In March 1929, Celia became pregnant again. She hired a young Galician-born nanny, Carmen Arias, to look after Ernestito, who was not yet a year old. Carmen proved to be a welcome addition to the family; she would live with the Guevaras until her own marriage eight years later, and she remained a lifelong family friend. Freed from having to mind her child, Celia began taking daily swims in the Paraná. She was a good swimmer, but one day, when she was six months’ pregnant, the river’s current caught her. She would probably have drowned if two of her husband’s axmen clearing the forest nearby hadn’t seen her and thrown out liana vines to pull her to safety.
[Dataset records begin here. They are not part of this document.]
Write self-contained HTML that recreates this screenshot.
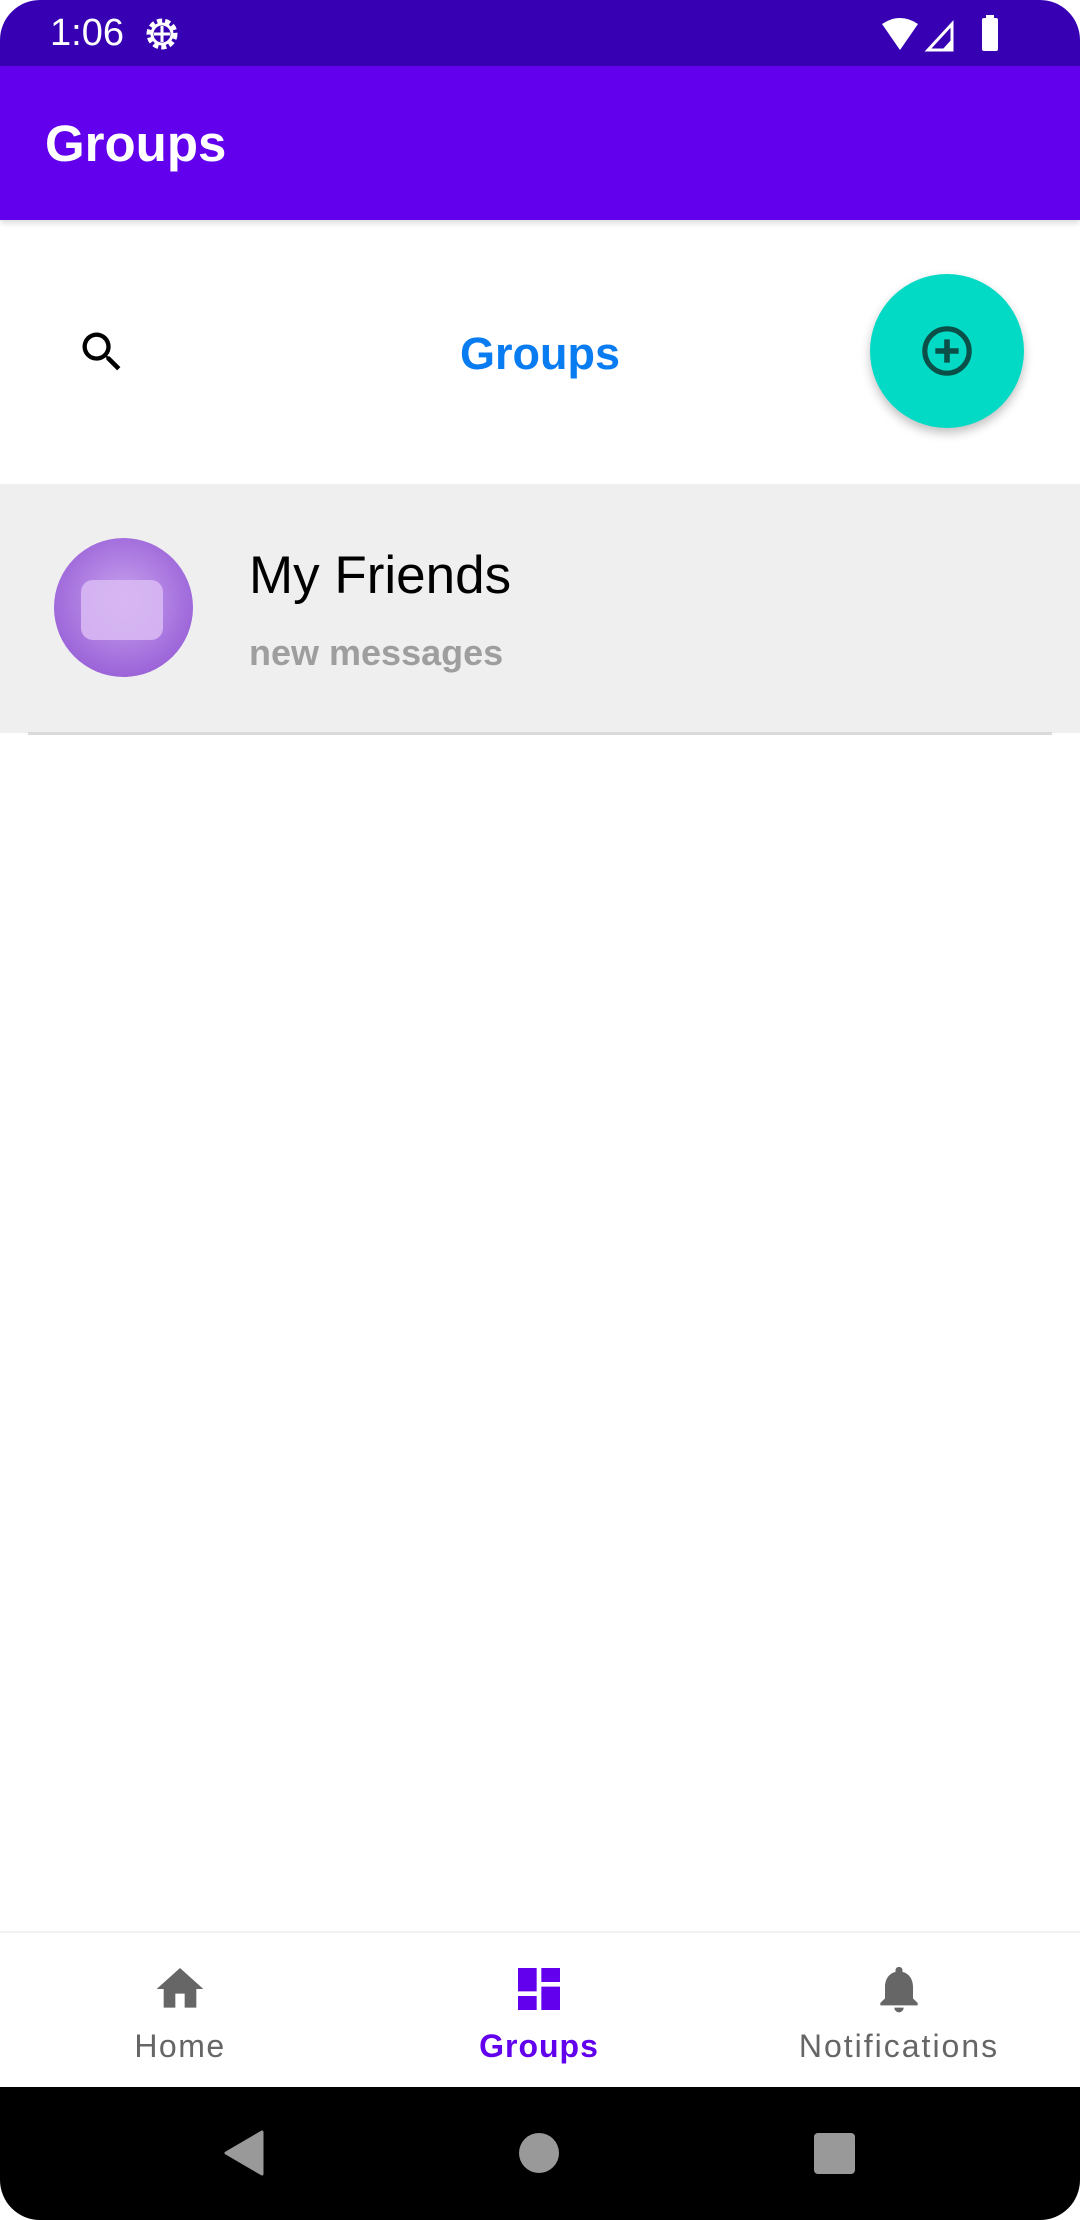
<!DOCTYPE html>
<html><head><meta charset="utf-8"><style>
*{margin:0;padding:0;box-sizing:border-box}
body{width:1080px;height:2220px;position:relative;background:#fff;font-family:"Liberation Sans",sans-serif;overflow:hidden}
.abs{position:absolute}
</style></head><body>
<div class="abs" style="left:0;top:0;width:1080px;height:66px;background:#3700B3;border-radius:40px 40px 0 0"></div>
<div class="abs" style="left:50px;top:12px;color:#fff;font-size:38px">1:06</div>
<svg class="abs" style="left:142px;top:14px" width="40" height="40" viewBox="0 0 40 40"><circle cx="20" cy="20" r="13" fill="none" stroke="#fff" stroke-width="5" stroke-dasharray="5 3"/><circle cx="20" cy="20" r="10" fill="none" stroke="#fff" stroke-width="3"/><rect x="18.5" y="12" width="3" height="16" fill="#fff"/><rect x="12" y="18.5" width="16" height="3" fill="#fff"/></svg>
<svg class="abs" style="left:880px;top:14px" width="130" height="40" viewBox="0 0 130 40"><path d="M2 10 Q20 -2 38 10 L20 36 Z" fill="#fff"/><path d="M48 36 L72 10 L72 36 Z" fill="none" stroke="#fff" stroke-width="3"/><path d="M62 36 L72 25 L72 36Z" fill="#fff"/><rect x="102" y="4" width="16" height="33" rx="2" fill="#fff"/><rect x="106" y="1" width="8" height="4" fill="#fff"/></svg>
<div class="abs" style="left:0;top:66px;width:1080px;height:154px;background:#6200EE;box-shadow:0 3px 6px rgba(0,0,0,.15)"></div>
<div class="abs" style="left:45px;top:112px;color:#fff;font-size:51px;font-weight:bold;line-height:64px">Groups</div>
<svg class="abs" style="left:76px;top:326px" width="52" height="52" viewBox="0 0 24 24"><path d="M15.5 14h-.79l-.28-.27A6.47 6.47 0 0016 9.5 6.5 6.5 0 109.5 16c1.61 0 3.09-.59 4.23-1.57l.27.28v.79l5 4.99L20.49 19l-4.99-5zm-6 0C7.01 14 5 11.99 5 9.5S7.01 5 9.5 5 14 7.01 14 9.5 11.99 14 9.5 14z" fill="#000"/></svg>
<div class="abs" style="left:380px;top:324px;width:320px;text-align:center;color:#0A7CF2;font-size:45px;font-weight:bold;line-height:60px">Groups</div>
<div class="abs" style="left:870px;top:274px;width:154px;height:154px;border-radius:50%;background:#03DAC5;box-shadow:0 5px 10px rgba(0,0,0,.25)"></div>
<svg class="abs" style="left:919px;top:323px" width="56" height="56" viewBox="0 0 24 24"><circle cx="12" cy="12" r="9.5" fill="none" stroke="#0B4F49" stroke-width="2.2"/><path d="M12 7v10M7 12h10" stroke="#0B4F49" stroke-width="2.4"/></svg>
<div class="abs" style="left:0;top:484px;width:1080px;height:249px;background:#EFEFEF"></div>
<div class="abs" style="left:54px;top:538px;width:139px;height:139px;border-radius:50%;background:radial-gradient(circle at 50% 45%,#c9a3ee,#9a62d8 75%)"></div>
<div class="abs" style="left:81px;top:580px;width:82px;height:60px;border-radius:12px;background:#d8b8f3;opacity:.9"></div>
<div class="abs" style="left:249px;top:540px;color:#000;font-size:53px;line-height:72px">My Friends</div>
<div class="abs" style="left:249px;top:630px;color:#9E9E9E;font-size:36px;font-weight:bold;line-height:46px">new messages</div>
<div class="abs" style="left:28px;top:732px;width:1024px;height:3px;background:#DADADA"></div>
<div class="abs" style="left:0;top:1931px;width:1080px;height:2px;background:#f2f2f2"></div>
<svg class="abs" style="left:152px;top:1961px" width="56" height="56" viewBox="0 0 24 24"><path d="M10 20v-6h4v6h5v-8h3L12 3 2 12h3v8z" fill="#666"/></svg>
<svg class="abs" style="left:511px;top:1961px" width="56" height="56" viewBox="0 0 24 24"><path d="M3 13h8V3H3v10zm0 8h8v-6H3v6zm10 0h8V11h-8v10zm0-18v6h8V3h-8z" fill="#6200EE"/></svg>
<svg class="abs" style="left:871px;top:1961px" width="56" height="56" viewBox="0 0 24 24"><path d="M12 22c1.1 0 2-.9 2-2h-4c0 1.1.9 2 2 2zm6-6v-5c0-3.07-1.64-5.64-4.5-6.32V4c0-.83-.67-1.5-1.5-1.5s-1.5.67-1.5 1.5v.68C7.63 5.36 6 7.92 6 11v5l-2 2v1h16v-1l-2-2z" fill="#666"/></svg>
<div class="abs" style="left:60px;top:2028px;width:240px;text-align:center;color:#666;font-size:32px;letter-spacing:1.5px">Home</div>
<div class="abs" style="left:419px;top:2028px;width:240px;text-align:center;color:#6200EE;font-size:32px;font-weight:bold;letter-spacing:1px">Groups</div>
<div class="abs" style="left:739px;top:2028px;width:320px;text-align:center;color:#666;font-size:32px;letter-spacing:2px">Notifications</div>
<div class="abs" style="left:0;top:2087px;width:1080px;height:133px;background:#000;border-radius:0 0 40px 40px"></div>
<svg class="abs" style="left:222px;top:2130px" width="44" height="46" viewBox="0 0 44 46"><path d="M40 2 L40 44 L4 23 Z" fill="#999" stroke="#999" stroke-width="3" stroke-linejoin="round"/></svg>
<div class="abs" style="left:519px;top:2133px;width:40px;height:40px;border-radius:50%;background:#999"></div>
<div class="abs" style="left:814px;top:2133px;width:41px;height:41px;border-radius:4px;background:#999"></div>
</body></html>
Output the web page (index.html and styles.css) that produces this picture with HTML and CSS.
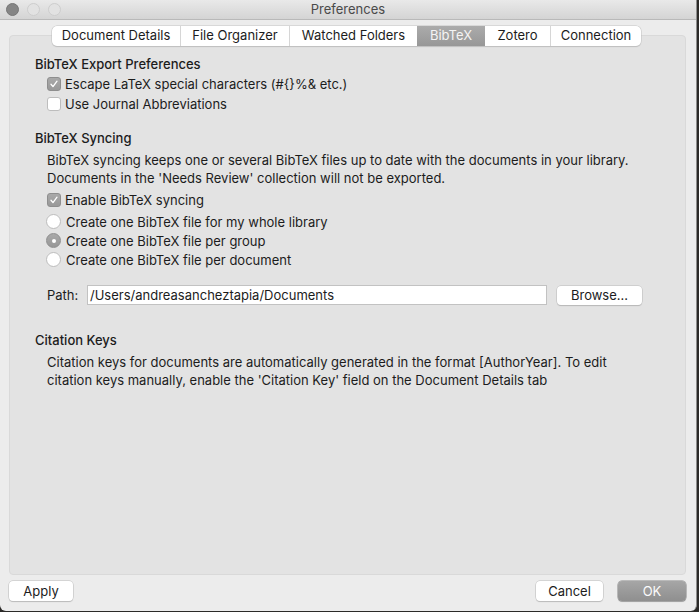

Ernesto Guevara would recall, reprovingly, many such near-drowning episodes involving Celia in the early years of their marriage. Their very different personalities had already begun to collide. She was aloof, a loner, and seemingly immune to fear, while he was an emotionally needy man who liked having people around him, a chronic worrier whose vivid imagination magnified the risks he saw lurking everywhere. But while the early signs
of their future marital discord were in evidence, the couple had not yet pulled apart. The Guevaras took family excursions together: horseback rides on forest trails, with Ernestito riding on the front of his father’s saddle; and river excursions aboard the
Kid
, a wooden launch with a four-berth cabin that Ernesto had built at the Astillero San Isidro. Once, they traveled upriver to the famous Iguazú falls, where the Argentine and Brazilian borders meet, and watched the clouds of vapor rise from the brown cascades that roar down from the virgin jungle cliffs.